In the file src/main/scala/Solution.scala, you must define an object called Solution that implements the JoinListFunctions trait. You can use the this template:

// src/main/scala/Solution.scala
import cmpsci220.hw.joinlists._

object Solution extends JoinListFunctions {

  def max[A](lst: JoinList[A], compare: (A, A) => Boolean): Option[A] = {
    throw new UnsupportedOperationException("not implemented")
  }

  def map[A,B](f: A => B, lst: JoinList[A]): JoinList[B] = {
    throw new UnsupportedOperationException("not implemented")
  }

  def filter[A](pred: A => Boolean, lst: JoinList[A]): JoinList[A] = {
    throw new UnsupportedOperationException("not implemented")
  }

  def first[A](lst: JoinList[A]): Option[A] = {
    throw new UnsupportedOperationException("not implemented")
  }

  def rest[A](lst: JoinList[A]): Option[JoinList[A]] = {
    throw new UnsupportedOperationException("not implemented")
  }

  def nth[A](lst: JoinList[A], n: Int): Option[A] =  {
    throw new UnsupportedOperationException("not implemented")
  }

}

Here are the specifications of these functions:

• max(lst, compare) produces the maximum value in lst. The second argument is a comparator. If compare(x, y) == true, then x is greater than y. If lst is empty, max produces None.

• map(f, lst) produces a new lst which has the same structure as lst, but with f applied to every element.

• filter(pred, lst) removes all the elements of lst that do not satisfy the given predicate.

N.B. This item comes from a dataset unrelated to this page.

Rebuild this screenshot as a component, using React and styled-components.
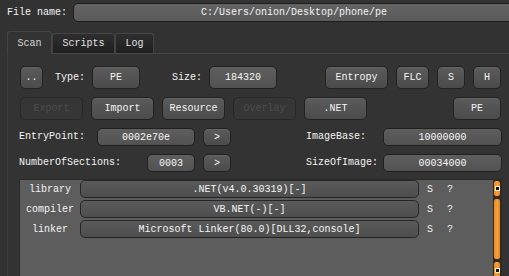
import React from "react";
import styled, { createGlobalStyle, css } from "styled-components";

const Global = createGlobalStyle`
  html, body { margin: 0; padding: 0; background: #323232; }
  body { font-family: "Liberation Mono", "DejaVu Sans Mono", monospace; font-size: 10px; color: #f2f2f2; }
`;

const Window = styled.div`
  width: 509px;
  height: 276px;
  overflow: hidden;
  background: #323232;
  box-sizing: border-box;
`;

const TopBar = styled.div`
  display: flex;
  align-items: center;
  padding: 3px 0 0 7px;
  height: 19px;
`;

const Label = styled.span`
  display: inline-block;
  width: ${(p) => p.$w || "auto"};
  margin-left: ${(p) => p.$ml || 0}px;
  flex: ${(p) => (p.$grow ? 1 : "none")};
  white-space: pre;
  color: #f4f4f4;
  line-height: 12px;
`;

const PathField = styled.div`
  flex: 1;
  height: 19px;
  margin-right: -6px;
  box-sizing: border-box;
  border: 1px solid #1d1d1d;
  border-radius: 5px;
  background: linear-gradient(#636363, #5a5a5a);
  display: flex;
  align-items: center;
  justify-content: center;
  color: #f4f4f4;
`;

const Tabs = styled.div`
  display: flex;
  align-items: flex-end;
  margin: 9px 0 0 7px;
  height: 22px;
`;

const Tab = styled.div`
  box-sizing: border-box;
  width: ${(p) => p.$w}px;
  height: ${(p) => (p.$active ? 23 : 20)}px;
  margin-bottom: ${(p) => (p.$active ? -1 : 0)}px;
  display: flex;
  align-items: center;
  justify-content: center;
  border: 1px solid #444;
  border-bottom: none;
  border-radius: 3px 3px 0 0;
  color: ${(p) => (p.$active ? "#d8d8d8" : "#e2e2e2")};
  background: ${(p) =>
    p.$active ? "#333333" : "linear-gradient(#2e2e2e, #1f1f1f)"};
  position: relative;
  z-index: ${(p) => (p.$active ? 1 : 0)};
`;

const Pane = styled.div`
  margin-left: 7px;
  border-top: 1px solid #474747;
  border-left: 1px solid #3d3d3d;
  padding: 12px 0 0 12px;
  height: 230px;
  box-sizing: border-box;
  background: #333333;
`;

const Row = styled.div`
  display: flex;
  align-items: center;
  height: ${(p) => p.$h || 23}px;
  margin-top: ${(p) => p.$mt || 0}px;
`;

const boxBase = css`
  box-sizing: border-box;
  flex: none;
  width: ${(p) => p.$w}px;
  height: 100%;
  margin-left: ${(p) => p.$ml || 0}px;
  display: flex;
  align-items: center;
  justify-content: center;
  border-radius: 5px;
  white-space: pre;
`;

const Button = styled.div`
  ${boxBase}
  border: 1px solid #222;
  background: linear-gradient(#5b5b5b, #4b4b4b);
  color: #f6f6f6;
  box-shadow: inset 0 1px 0 rgba(255, 255, 255, 0.06);
  ${(p) =>
    p.$disabled &&
    css`
      background: #363636;
      border-color: #272727;
      color: #4c4c4c;
      box-shadow: none;
    `}
`;

const Field = styled.div`
  ${boxBase}
  border: 1px solid #202020;
  background: linear-gradient(#5e5e5e, #525252);
  color: #f6f6f6;
`;

const LeftGroup = styled.div`
  display: flex;
  align-items: center;
  width: 176px;
  height: 100%;
  margin-left: -1px;
`;

const List = styled.div`
  margin: 7px 0 0 -1px;
  width: 483px;
  height: 100px;
  box-sizing: border-box;
  border: 1px solid #2a2a2a;
  border-bottom: none;
  background: #5d5d5d;
  display: flex;
`;

const ListRows = styled.div`
  flex: 1;
  display: flex;
  flex-direction: column;
  gap: 2px;
  padding-top: 0;
`;

const ListRow = styled.div`
  display: flex;
  align-items: center;
  height: 18px;
`;

const RowName = styled.span`
  width: 60px;
  text-align: center;
  color: #f4f4f4;
`;

const RowValue = styled.div`
  box-sizing: border-box;
  width: 339px;
  height: 100%;
  border: 1px solid #262626;
  border-radius: 5px;
  background: linear-gradient(#5a5a5a, #4e4e4e);
  display: flex;
  align-items: center;
  justify-content: center;
  white-space: pre;
  color: #f6f6f6;
`;

const Flag = styled.span`
  margin-left: ${(p) => p.$ml}px;
  color: #f0f0f0;
`;

const ScrollBar = styled.div`
  width: 8px;
  margin-right: 0;
  display: flex;
  flex-direction: column;
  gap: 1px;
  background: #2b2b2b;
  padding-top: 0;
`;

const ScrollPart = styled.div`
  box-sizing: border-box;
  height: ${(p) => p.$h}px;
  border: 1px solid #3a2a14;
  border-radius: 3px;
  background: linear-gradient(90deg, #e58a26, #f6a040 50%, #e0841f);
  display: flex;
  align-items: center;
  justify-content: center;
`;

const Dot = styled.div`
  width: 3px;
  height: 3px;
  background: #111;
  border: 1px solid #fff0d0;
`;

export default function App() {
  const rows = [
    ["library", ".NET(v4.0.30319)[-]"],
    ["compiler", "VB.NET(-)[-]"],
    ["linker", "Microsoft Linker(80.0)[DLL32,console]"],
  ];
  return (
    <Window>
      <Global />
      <TopBar>
        <Label $w="66px">File name:</Label>
        <PathField>C:/Users/onion/Desktop/phone/pe</PathField>
      </TopBar>
      <Tabs>
        <Tab $w={45} $active>Scan</Tab>
        <Tab $w={63}>Scripts</Tab>
        <Tab $w={39}>Log</Tab>
      </Tabs>
      <Pane>
        <Row>
          <Button $w={23}>..</Button>
          <Label $ml={12} $w="30px">Type:</Label>
          <Button $w={48} $ml={7}>PE</Button>
          <Label $ml={32} $w="30px">Size:</Label>
          <Field $w={68} $ml={7}>184320</Field>
          <Button $w={63} $ml={48}>Entropy</Button>
          <Button $w={33} $ml={8}>FLC</Button>
          <Button $w={28} $ml={8}>S</Button>
          <Button $w={28} $ml={8}>H</Button>
        </Row>
        <Row $mt={8}>
          <Button $w={63} $disabled>Export</Button>
          <Button $w={63} $ml={8}>Import</Button>
          <Button $w={63} $ml={8}>Resource</Button>
          <Button $w={63} $ml={8} $disabled>Overlay</Button>
          <Button $w={63} $ml={8}>.NET</Button>
          <Button $w={48} $ml={86}>PE</Button>
        </Row>
        <Row $mt={8} $h={18}>
          <LeftGroup>
            <Label $grow>EntryPoint:</Label>
            <Field $w={98}>0002e70e</Field>
          </LeftGroup>
          <Button $w={28} $ml={8}>&gt;</Button>
          <Label $ml={75} $w="77px">ImageBase:</Label>
          <Field $w={119}>10000000</Field>
        </Row>
        <Row $mt={8} $h={18}>
          <LeftGroup>
            <Label $grow>NumberOfSections:</Label>
            <Field $w={48}>0003</Field>
          </LeftGroup>
          <Button $w={28} $ml={8}>&gt;</Button>
          <Label $ml={75} $w="77px">SizeOfImage:</Label>
          <Field $w={119}>00034000</Field>
        </Row>
        <List>
          <ListRows>
            {rows.map(([name, value]) => (
              <ListRow key={name}>
                <RowName>{name}</RowName>
                <RowValue>{value}</RowValue>
                <Flag $ml={8}>S</Flag>
                <Flag $ml={14}>?</Flag>
              </ListRow>
            ))}
          </ListRows>
          <ScrollBar>
            <ScrollPart $h={17}><Dot /></ScrollPart>
            <ScrollPart $h={62} />
            <ScrollPart $h={18}><Dot /></ScrollPart>
          </ScrollBar>
        </List>
      </Pane>
    </Window>
  );
}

• first(lst) and rest(lst) produce the head and tail, respectively, of lst if `lst is non-empty.

• nth(lst, i) produces the nth element of the list.

Check your work

Here is a trivial test suite that simply checks to see if you’ve defined the Solution object with the right type:

class TrivialTestSuite extends org.scalatest.FunSuite {

  test("The solution object must be defined") {
    val obj : cmpsci220.hw.joinlists.JoinListFunctions = Solution
  }
}

You should place this test suite in src/test/scala/TrivialTestSuite.scala. If this test suite does not run as-is, you risk getting a zero.

Submit Your Work

Use the submit command within sbt to create submission.tar.gz. Upload this file to Moodle.